┏━━

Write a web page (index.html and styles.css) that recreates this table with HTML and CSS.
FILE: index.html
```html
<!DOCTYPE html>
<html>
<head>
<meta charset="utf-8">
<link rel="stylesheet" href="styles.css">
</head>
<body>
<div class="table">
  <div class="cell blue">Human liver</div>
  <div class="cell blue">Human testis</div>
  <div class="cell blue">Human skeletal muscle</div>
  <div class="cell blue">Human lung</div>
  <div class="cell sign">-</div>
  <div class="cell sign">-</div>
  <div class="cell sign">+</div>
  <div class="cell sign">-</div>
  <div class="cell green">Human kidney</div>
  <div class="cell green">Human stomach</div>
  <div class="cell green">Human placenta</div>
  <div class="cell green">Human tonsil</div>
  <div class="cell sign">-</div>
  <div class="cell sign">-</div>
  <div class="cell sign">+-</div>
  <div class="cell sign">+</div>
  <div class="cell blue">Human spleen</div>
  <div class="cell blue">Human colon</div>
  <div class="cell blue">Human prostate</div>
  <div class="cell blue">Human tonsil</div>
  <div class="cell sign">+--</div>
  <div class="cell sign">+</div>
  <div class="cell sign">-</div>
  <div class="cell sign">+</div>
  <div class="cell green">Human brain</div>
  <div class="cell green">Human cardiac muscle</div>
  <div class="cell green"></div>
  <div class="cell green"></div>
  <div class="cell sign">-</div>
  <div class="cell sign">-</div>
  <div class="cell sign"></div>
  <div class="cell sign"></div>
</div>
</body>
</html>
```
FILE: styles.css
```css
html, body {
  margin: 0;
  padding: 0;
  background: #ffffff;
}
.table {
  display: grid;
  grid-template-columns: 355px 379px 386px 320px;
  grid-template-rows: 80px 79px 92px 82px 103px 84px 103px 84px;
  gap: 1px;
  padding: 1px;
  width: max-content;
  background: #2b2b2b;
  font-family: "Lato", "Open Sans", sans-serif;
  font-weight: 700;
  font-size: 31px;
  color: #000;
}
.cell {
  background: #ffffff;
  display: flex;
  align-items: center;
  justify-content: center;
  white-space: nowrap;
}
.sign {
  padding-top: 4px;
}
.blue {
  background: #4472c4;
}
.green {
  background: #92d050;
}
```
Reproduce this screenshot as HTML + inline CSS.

┗━━

Repeat every record exactly as written, please.

§ EXERCISE RESULT:
Write a web page (index.html and styles.css) that recreates this table with HTML and CSS.
FILE: index.html
```html
<!DOCTYPE html>
<html>
<head>
<meta charset="utf-8">
<link rel="stylesheet" href="styles.css">
</head>
<body>
<div class="table">
  <div class="cell blue">Human liver</div>
  <div class="cell blue">Human testis</div>
  <div class="cell blue">Human skeletal muscle</div>
  <div class="cell blue">Human lung</div>
  <div class="cell sign">-</div>
  <div class="cell sign">-</div>
  <div class="cell sign">+</div>
  <div class="cell sign">-</div>
  <div class="cell green">Human kidney</div>
  <div class="cell green">Human stomach</div>
  <div class="cell green">Human placenta</div>
  <div class="cell green">Human tonsil</div>
  <div class="cell sign">-</div>
  <div class="cell sign">-</div>
  <div class="cell sign">+-</div>
  <div class="cell sign">+</div>
  <div class="cell blue">Human spleen</div>
  <div class="cell blue">Human colon</div>
  <div class="cell blue">Human prostate</div>
  <div class="cell blue">Human tonsil</div>
  <div class="cell sign">+--</div>
  <div class="cell sign">+</div>
  <div class="cell sign">-</div>
  <div class="cell sign">+</div>
  <div class="cell green">Human brain</div>
  <div class="cell green">Human cardiac muscle</div>
  <div class="cell green"></div>
  <div class="cell green"></div>
  <div class="cell sign">-</div>
  <div class="cell sign">-</div>
  <div class="cell sign"></div>
  <div class="cell sign"></div>
</div>
</body>
</html>
```
FILE: styles.css
```css
html, body {
  margin: 0;
  padding: 0;
  background: #ffffff;
}
.table {
  display: grid;
  grid-template-columns: 355px 379px 386px 320px;
  grid-template-rows: 80px 79px 92px 82px 103px 84px 103px 84px;
  gap: 1px;
  padding: 1px;
  width: max-content;
  background: #2b2b2b;
  font-family: "Lato", "Open Sans", sans-serif;
  font-weight: 700;
  font-size: 31px;
  color: #000;
}
.cell {
  background: #ffffff;
  display: flex;
  align-items: center;
  justify-content: center;
  white-space: nowrap;
}
.sign {
  padding-top: 4px;
}
.blue {
  background: #4472c4;
}
.green {
  background: #92d050;
}
```
Reproduce this screenshot as HTML + inline CSS.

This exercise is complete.